Great advice, I think. Keep writing; it's the number one thing you hear from people in the business, but probably the hardest thing to actually do.

I've got one of my major plot twists revealed (the smaller of the two) and have the climactic battle and the final reveal to go. I've been pretty motivated in these last few days, and now it's time to keep that ship on course and get it done! Now everyone get back to steering your own ship towards its destination!

Thursday, November 6, 2008

Conclusion Terror, familiar to anyone?

My manuscript has been at a standstill lately. Part of it, I know, is because I've started to work full time and thus haven't been able to devote the physical or the mental energy towards my novel. The other thing that's delaying me, though--and I hate myself for it because I'm always shaming other writers when they use it as an excuse--is my fear of the ending. In the past few weeks I've been wrestling with exactly how to reveal my big plot twist and make it realistic, and have come up empty. Just the other night, however, I am thrilled to say that it came to me in those tween sleep an' awake minutes; I quickly jotted it down, and proceeded to sleep much better that night.

So in the couple days since then, I've been jotting down more notes, building a complete revelation scene, and am very happy with what I've come up with. My only problem? Actually writing it. I don't know if it's because I haven't actually sat down and written fiction for a few weeks now, so my fiction muscle is all mushy and out of shape, or if my novel's ending just isn't working right.

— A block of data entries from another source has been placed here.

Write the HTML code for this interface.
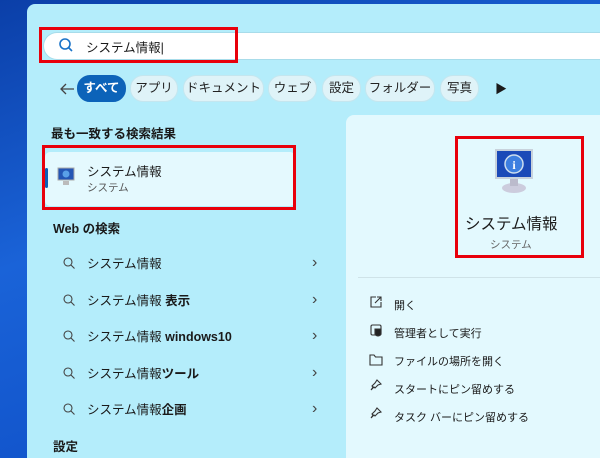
<!DOCTYPE html><html><head><meta charset="utf-8"><style>
*{margin:0;padding:0;box-sizing:border-box}
html,body{width:600px;height:458px;overflow:hidden}
body{position:relative;background:linear-gradient(160deg,#0b3fa8 0%,#1a63d8 40%,#0a47c0 100%);font-family:"Liberation Sans","Noto Sans CJK JP",sans-serif;color:#1a1a1a}
.panel{position:absolute;left:27px;top:4px;width:573px;height:454px;background:#b4edfb;border-radius:8px 0 0 0}
.abs{position:absolute}
.search{left:43px;top:32px;width:557px;height:28px;background:#fff;border-radius:14px 0 0 14px;border:1px solid #a8dcea;border-right:none}
.red{position:absolute;border:3px solid #e8000b}
.chip{position:absolute;top:75px;height:27px;border-radius:13px;background:#dff3f8;border:1px solid #c4e6ef;font-size:12.5px;line-height:25px;text-align:center;color:#222;white-space:nowrap}
.right{left:346px;top:115px;width:254px;height:343px;background:#e3f9fe;border-radius:8px 0 0 0}
.t{position:absolute;font-size:12.5px;white-space:nowrap}
.chev{position:absolute;left:312px;font-size:16px;color:#444}
</style></head><body>
<div class="panel"></div>
<div class="abs search"></div>
<svg class="abs" style="left:58px;top:37px" width="16" height="16"><circle cx="7" cy="7" r="5" fill="none" stroke="#1a73c8" stroke-width="1.6"/><line x1="10.5" y1="10.5" x2="14" y2="14" stroke="#1a73c8" stroke-width="1.6"/></svg>
<div class="t" style="left:86px;top:37px;font-size:12.5px">システム情報|</div>
<div class="red" style="left:39px;top:27px;width:199px;height:36px"></div>
<svg class="abs" style="left:58px;top:81px" width="18" height="16"><path d="M16 8H3M8 3L3 8l5 5" fill="none" stroke="#444" stroke-width="1.3"/></svg>
<div class="chip" style="left:77px;width:49px;background:#0c63b9;border-color:#0c63b9;color:#fff;font-weight:bold">すべて</div>
<div class="chip" style="left:130px;width:48px">アプリ</div>
<div class="chip" style="left:183px;width:81px">ドキュメント</div>
<div class="chip" style="left:268px;width:49px">ウェブ</div>
<div class="chip" style="left:322px;width:39px">設定</div>
<div class="chip" style="left:365px;width:70px">フォルダー</div>
<div class="chip" style="left:440px;width:39px">写真</div>
<div class="t" style="left:495px;top:80px;font-size:12px">▶</div>
<div class="t" style="left:51px;top:123px;font-weight:bold;font-size:12.5px">最も一致する検索結果</div>
<div class="abs" style="left:45px;top:152px;width:250px;height:54px;background:#e4f9fe;border-radius:5px"></div>
<div class="abs" style="left:45px;top:168px;width:3px;height:20px;background:#0c5fb5;border-radius:2px"></div>
<svg class="abs" style="left:55px;top:166px" width="22" height="22"><rect x="3" y="2" width="16" height="12" fill="#2456b5" stroke="#aaa"/><circle cx="11" cy="8" r="3.5" fill="#5aa0e8"/><rect x="8" y="15" width="6" height="4" fill="#bbb"/></svg>
<div class="t" style="left:87px;top:161px;font-size:12.5px">システム情報</div>
<div class="t" style="left:87px;top:180px;font-size:10.5px;color:#555">システム</div>
<div class="red" style="left:42px;top:145px;width:254px;height:65px"></div>
<div class="t" style="left:53px;top:218px;font-weight:bold">Web の検索</div>
<div class="abs right"></div>
<svg class="abs" style="left:492px;top:146px" width="44" height="50"><rect x="4" y="4" width="36" height="28" fill="#1b4ab8" stroke="#c8d2dc" stroke-width="2"/><circle cx="22" cy="18" r="9" fill="#3e7fe0" stroke="#cde" stroke-width="1.5"/><text x="22" y="23" font-size="12" font-family="Liberation Serif" fill="#fff" text-anchor="middle" font-weight="bold">i</text><ellipse cx="22" cy="42" rx="12" ry="5" fill="#ccd"/><rect x="18" y="33" width="8" height="7" fill="#bbc"/></svg>
<div class="t" style="left:465px;top:212px;font-size:15.5px">システム情報</div>
<div class="t" style="left:490px;top:237px;font-size:10.5px;color:#666">システム</div>
<div class="red" style="left:455px;top:136px;width:129px;height:122px"></div>
<div class="abs" style="left:358px;top:277px;width:242px;height:1px;background:#cfe3e8"></div>
<div class="t" style="left:394px;top:297px;font-size:11px">開く</div>
<div class="t" style="left:394px;top:325px;font-size:11px">管理者として実行</div>
<div class="t" style="left:394px;top:353px;font-size:11px">ファイルの場所を開く</div>
<div class="t" style="left:394px;top:381px;font-size:11px">スタートにピン留めする</div>
<div class="t" style="left:394px;top:409px;font-size:11px">タスク バーにピン留めする</div>
<svg class="abs" style="left:368px;top:295px" width="16" height="140" fill="none" stroke="#333" stroke-width="1.1"><path d="M8 2H3v10h10V7M9 2h4v4M13 2L7 8"/><rect x="3" y="30" width="10" height="10" rx="1.5"/><path d="M7 34h6v5c0 1-2 2-3 2s-3-1-3-2z" fill="#222"/><path d="M2 60h4l1.5 2H14v8H2z"/><path d="M9 85l4 4-3 1-3 3-1-1-3 3 2-3-1-1 3-3z"/><path d="M9 113l4 4-3 1-3 3-1-1-3 3 2-3-1-1 3-3z"/></svg>
<svg class="abs" style="left:62px;top:256px" width="14" height="170" fill="none" stroke="#444" stroke-width="1.1"><g><circle cx="6" cy="6" r="4"/><path d="M9 9l3.5 3.5"/></g><g transform="translate(0,37)"><circle cx="6" cy="6" r="4"/><path d="M9 9l3.5 3.5"/></g><g transform="translate(0,73)"><circle cx="6" cy="6" r="4"/><path d="M9 9l3.5 3.5"/></g><g transform="translate(0,110)"><circle cx="6" cy="6" r="4"/><path d="M9 9l3.5 3.5"/></g><g transform="translate(0,146)"><circle cx="6" cy="6" r="4"/><path d="M9 9l3.5 3.5"/></g></svg>
<div class="t" style="left:87px;top:253px">システム情報</div>
<div class="t" style="left:87px;top:290px">システム情報 <b>表示</b></div>
<div class="t" style="left:87px;top:326px">システム情報 <b>windows10</b></div>
<div class="t" style="left:87px;top:363px">システム情報<b>ツール</b></div>
<div class="t" style="left:87px;top:399px">システム情報<b>企画</b></div>
<div class="chev" style="top:254px">›</div><div class="chev" style="top:291px">›</div><div class="chev" style="top:327px">›</div><div class="chev" style="top:364px">›</div><div class="chev" style="top:400px">›</div>
<div class="t" style="left:53px;top:436px;font-weight:bold">設定</div>
</body></html>
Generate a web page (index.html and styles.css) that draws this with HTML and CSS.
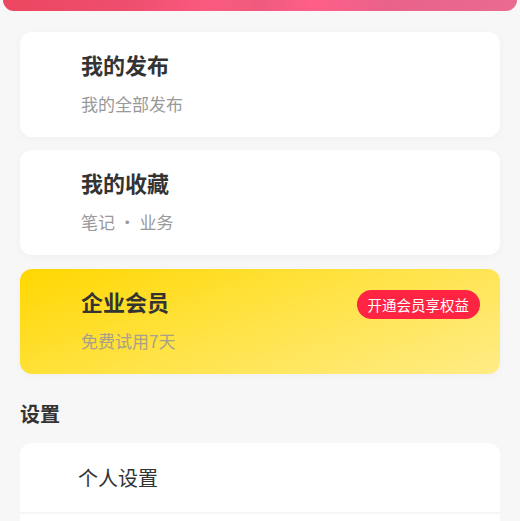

No. I refuse to let my brain tell itself that. I know I've got a stellar ending. I've just been far too lazy lately; sleeping in until there's just enough time to shower, eat and go to work, hanging out with friends after work, reading other books (although that has been my medicine for writer's block, so I'll excuse that). I've got just under a month until Big Sur, and I NEED to get this thing done. I'm really hoping that looming deadline will get me spurred, just like that original Nanowrimo deadine did for my first draft back in November '06. This blog stuff isn't exactly HELPING with its distraction, but it is a decent place to vent and get it out so that there's nothing left in me but to write my ending. Speaking of which, time for Rigg to get back up on that mountain and fight those frost giants!